Estima-se que apenas um em cada 100 projetos de mineração entra em operação.
Outro importante entrave é a falta de padronização na especificação do tamanho de reservas minerais que possa dar garantias para os investidores.
“Além do Canadá, países como Austrália criaram códigos que definem, entre outros critérios, número e profundidades das perfurações e uma regulamentação que determina a aferição do tamanho da reserva por um profissional qualificado”, diz o executivo Roberto Busato Belger, vice-presidente sênior da Mbac, que explora fosfato e potássio em quatro Estados brasileiros, e também abriu o capital no Canadá, em dezembro de 2009.
A Mbac é a quarta maior empresa exploradora de potássio em operação no país, atrás apenas de Vale, Coperbrás (Anglo) e Galvani.

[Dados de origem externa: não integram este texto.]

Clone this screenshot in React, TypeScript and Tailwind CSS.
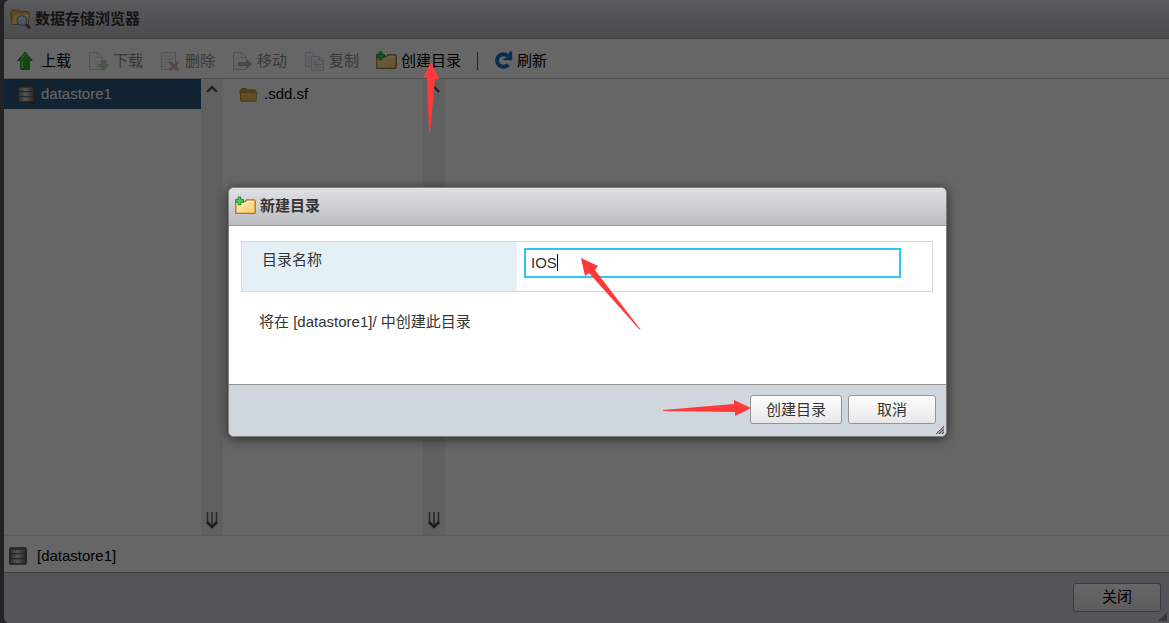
import React, { useId, useState } from 'react';

const toolbarItems = [
  { label: '上载', icon: 'upload', enabled: true },
  { label: '下载', icon: 'download', enabled: false },
  { label: '删除', icon: 'delete', enabled: false },
  { label: '移动', icon: 'move', enabled: false },
  { label: '复制', icon: 'copy', enabled: false },
  { label: '创建目录', icon: 'new-folder', enabled: true },
];

const NewFolderIcon = () => {
  const fill = useId();
  return (
    <svg width="21" height="20" viewBox="0 0 21 20" className="shrink-0">
      <defs>
        <linearGradient id={fill} x1="0" y1="0" x2="1" y2="1">
          <stop offset="0" stopColor="#fff0c4" />
          <stop offset="1" stopColor="#fcc863" />
        </linearGradient>
      </defs>
      <path d="M.8 17.3V5.5h9.5l1.5-1.7h7.4q1 0 1 1v11.6q0 1-1 1z" fill={`url(#${fill})`} stroke="#a87722" strokeWidth="1.3" />
      <path d="M1.8 7.5h9l1.8-2h6.6" fill="none" stroke="#fff4d5" />
      <path d="M3.2 1h2.6v2.6h2.7v2.6H5.8v2.7H3.2V6.2H.6V3.6h2.6z" fill="#4fd05c" stroke="#188a2c" strokeWidth="1" />
    </svg>
  );
};

const DatastoreIcon = () => {
  const metal = useId();
  return (
    <svg width="18" height="18" viewBox="0 0 18 18" className="shrink-0">
      <defs>
        <linearGradient id={metal}>
          <stop offset="0" stopColor="#6a6a6a" />
          <stop offset=".45" stopColor="#d4d4d4" />
          <stop offset="1" stopColor="#5c5c5c" />
        </linearGradient>
      </defs>
      <rect x=".8" y="1" width="16.4" height="16" rx="1.2" fill={`url(#${metal})`} stroke="#4a4a4a" strokeWidth="1.4" />
      <path d="M1 6.5q8 .6 16 0M1 11.5q8 .6 16 0" fill="none" stroke="#555" />
      <path d="M2 2.5h14" stroke="#777" />
    </svg>
  );
};

const BrowseIcon = () => (
  <svg width="21" height="20" viewBox="0 0 21 20" className="shrink-0">
    <path d="M2 15.5L.8 3.5 3 1h6l1.5 1.5H18l1.5 2-1.2 11z" fill="#edb54f" stroke="#b77c20" />
    <path d="M2.5 15L4 5.5h15L17.5 15z" fill="#ffdc91" />
    <path d="M15.5 15l3.8 3.5" stroke="#555" strokeWidth="2.6" strokeLinecap="round" />
    <circle cx="12" cy="11.5" r="4.8" fill="#b8dcf4" stroke="#8095aa" strokeWidth="1.5" />
    <path d="M9.5 11q.5-2.6 3.3-2.8" stroke="#fff" strokeWidth="1.4" fill="none" />
  </svg>
);

const FolderIcon = () => (
  <svg width="19" height="15" viewBox="0 0 19 15" className="shrink-0">
    <path d="M2 14L1 3.5 3 1.5h4L8.5 3H16l1 2-.5 9z" fill="#cda43c" stroke="#a9822b" />
    <path d="M2 14L1 5.5h17L17 14z" fill="#e9c662" stroke="#b99236" strokeWidth=".8" />
  </svg>
);

const RefreshIcon = () => (
  <svg width="19" height="19" viewBox="0 0 19 19" className="shrink-0">
    <path d="M14.2 13.6A6.3 6.3 0 1 1 13.8 5" fill="none" stroke="#1b70c2" strokeWidth="4" />
    <path d="M18.2.5v8.8H9.3V7.8L13 6.5 15.2 3V.5z" fill="#1b70c2" />
  </svg>
);

const ToolIcon = ({ name }: { name: string }) => {
  if (name === 'new-folder') return <NewFolderIcon />;
  if (name === 'upload') {
    return (
      <svg width="16" height="20" viewBox="0 0 16 20" className="shrink-0">
        <path d="M8 1.2l7.2 8.3h-3V18.4H3.8V9.5h-3z" fill="#3cb52f" stroke="#1d7d18" strokeLinejoin="round" />
        <path d="M8 2.8L4 8.2M5.2 9v8" fill="none" stroke="#7ddc6c" strokeWidth="1.4" />
      </svg>
    );
  }
  return (
    <svg width="21" height="20" viewBox="0 0 21 20" className="shrink-0 opacity-40">
      {name === 'copy' ? (
        <g fill="#e8eff8" stroke="#6b89ac">
          <path d="M1.5 1.5h6l4 4v10h-10z" />
          <path d="M7.5 5.5h8l4 4v9.8h-12z" />
          <path d="M15.5 5.5v4h4M9.5 11h4M9.5 13.5h8M9.5 16h8M3.5 6h3M3.5 9h3M3.5 12h3" />
        </g>
      ) : (
        <path
          d={name === 'delete' ? 'M1.5 1.5h14v17h-14z' : 'M1.5 1.5h8l5 5v12h-13zM9.5 1.5v5h5'}
          fill="#f3f5f8"
          stroke={name === 'move' ? '#777' : '#6f87a5'}
        />
      )}
      {name === 'download' && <path d="M13 9.5h5v4h3l-5.5 6-5.5-6h3z" fill="#3aa535" stroke="#2a8126" strokeWidth=".5" />}
      {name === 'delete' && (
        <>
          <path d="M4 5h2M7 5h6M4 8h2M7 8h6M4 11h2M7 11h3M4 14h2" stroke="#6f87a5" />
          <path d="M9.5 11l9 8M18.5 11l-9 8" stroke="#dc2828" strokeWidth="3" />
        </>
      )}
      {name === 'move' && <path d="M6 11h8V7.5l6 5.5-6 5.5V15H6z" fill="#444" />}
    </svg>
  );
};

const ScrollRail = () => (
  <div className="flex w-[22px] shrink-0 flex-col items-center justify-between bg-[#f0f0f0] pt-[5px] pb-1">
    <svg width="12" height="10" viewBox="0 0 12 10">
      <path d="M1 8l5-5 5 5" fill="none" stroke="#555" strokeWidth="2.4" />
    </svg>
    <svg width="12" height="20" viewBox="0 0 12 20">
      <path d="M1.5 1v12M6 1v14M10.5 1v12" stroke="#666" strokeWidth="1.6" />
      <path d="M1 11l5 5 5-5" fill="none" stroke="#444" strokeWidth="2.6" />
    </svg>
  </div>
);

const ResizeGrip = () => (
  <svg width="8" height="8" viewBox="0 0 8 8" className="absolute right-0.5 bottom-0.5">
    <path d="M8 0v8H0z" fill="#9a9da3" />
    <path d="M0 8L8 0M3 8l5-5M6 8l2-2" stroke="#555" strokeWidth=".9" />
  </svg>
);

const buttonClass =
  'h-[29px] rounded-[3px] border border-[#949494] bg-linear-to-b from-white to-[#e6e6e6] text-center leading-5';
const titleClass = 'flex items-center bg-linear-to-b from-[#e0e1e5] to-[#bbbcc0] font-bold border-b border-[#9d9da0]';

export default function App() {
  const [folderName, setFolderName] = useState('IOS');

  return (
    <div className="relative flex min-h-screen bg-[#585858] font-['Liberation_Sans','Noto_Sans_CJK_SC',sans-serif] text-[15px] leading-5 text-[#333]">
      <main className="ml-1 flex min-w-0 flex-1 flex-col overflow-hidden rounded-l-md bg-white">
        <header className={`${titleClass} h-[39px] gap-1 pl-1.5`}>
          <BrowseIcon />
          <h1>数据存储浏览器</h1>
        </header>

        <nav className="flex h-10 shrink-0 items-center border-b border-[#c4c4c4] pl-[13px] pt-1 text-black">
          <div className="flex items-center gap-[17px]">
            {toolbarItems.map(item => (
              <button key={item.label} disabled={!item.enabled} className="flex items-center gap-1 disabled:text-[#8d8d8d] first:gap-2">
                <ToolIcon name={item.icon} />
                {item.label}
              </button>
            ))}
          </div>
          <div className="mx-4 h-[18px] w-px bg-[#555]"></div>
          <button className="flex items-center gap-1">
            <RefreshIcon />
            刷新
          </button>
        </nav>

        <section className="flex flex-1">
          <div className="w-[197px] shrink-0">
            <button className="flex h-[30px] w-full items-center gap-1.5 bg-[#2b567e] pl-[13px] text-white">
              <DatastoreIcon />
              datastore1
            </button>
          </div>
          <ScrollRail />
          <div className="w-[200px] shrink-0">
            <button className="flex h-[30px] w-full items-center gap-1.5 pl-4 text-black">
              <FolderIcon />
              .sdd.sf
            </button>
          </div>
          <ScrollRail />
        </section>

        <div className="flex h-[37px] items-center gap-2.5 border-t border-[#e6e6e6] pt-1 pl-[5px] text-black">
          <DatastoreIcon />
          [datastore1]
        </div>

        <footer className="relative flex h-[51px] items-center justify-end border-t border-[#8c8f94] bg-[#d0d4dc] pr-2 pb-0.5 text-black">
          <button className={`${buttonClass} w-[88px]`}>关闭</button>
          <ResizeGrip />
        </footer>
      </main>

      <div className="absolute inset-0 flex items-center justify-center bg-black/60 pl-1.5">
        <div role="dialog" aria-labelledby="new-folder-title" className="relative w-full max-w-[719px] rounded-md border border-[#808080] bg-white shadow-[0_2px_12px_rgba(0,0,0,0.6)]">
          <header className={`${titleClass} h-[38px] gap-1 rounded-t-[5px] pl-1.5`}>
            <NewFolderIcon />
            <h2 id="new-folder-title">新建目录</h2>
          </header>

          <div className="h-[158px] pt-[15px] pr-[13px] pl-3">
            <div className="flex h-[51px] border border-[#d6d6d6]">
              <label htmlFor="folder-name" className="w-[275px] shrink-0 bg-[#e4eff6] pt-2 pl-5">目录名称</label>
              <div className="flex-1 py-1.5 pr-[31px] pl-[7px]">
                <div className="relative">
                  <input
                    id="folder-name"
                    value={folderName}
                    onChange={e => setFolderName(e.target.value)}
                    className="h-[30px] w-full border-2 border-[#2fc6f6] bg-white px-[5px] outline-none"
                  />
                  <span className="absolute top-1.5 left-[33px] h-[17px] w-px bg-black"></span>
                </div>
              </div>
            </div>
            <p className="pt-5 pl-[18px]">将在 [datastore1]/ 中创建此目录</p>
          </div>

          <footer className="flex h-[52px] items-center justify-end gap-1.5 rounded-b-[5px] border-t border-[#949494] bg-[#d0d6dd] pr-2.5 pb-px">
            <button className={`${buttonClass} w-[92px]`}>创建目录</button>
            <button className={`${buttonClass} w-[88px]`}>取消</button>
          </footer>
          <ResizeGrip />

          <svg width="60" height="74" viewBox="0 0 60 74" className="pointer-events-none absolute top-[70px] left-[352px]">
            <path d="M0 0l17 8-3 4 46 60-2-1L8 15l-4 3z" fill="#ff3939" />
          </svg>
          <svg width="88" height="18" viewBox="0 0 88 18" className="pointer-events-none absolute right-[195px] bottom-[19px]">
            <path d="M0 11l71-6V1l17 8-16 8v-4L0 12z" fill="#ff3939" />
          </svg>
        </div>
      </div>

      <svg width="18" height="72" viewBox="0 0 18 72" className="pointer-events-none absolute top-[62px] left-[422px]">
        <path d="M9 0l8 17h-4L8 71H7L5 16H1z" fill="#ff3939" />
      </svg>
    </div>
  );
}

O que pode mudar o papel do Brasil no cenário mundial é a aprovação do marco regulatório do setor, que está para ser encaminhado ao Congresso Nacional para votação. O texto elaborado prevê três principais discussões: a criação de uma agência reguladora, determinação de prazo para o direito de lavra e definição de novos valores para cobrança de royalties.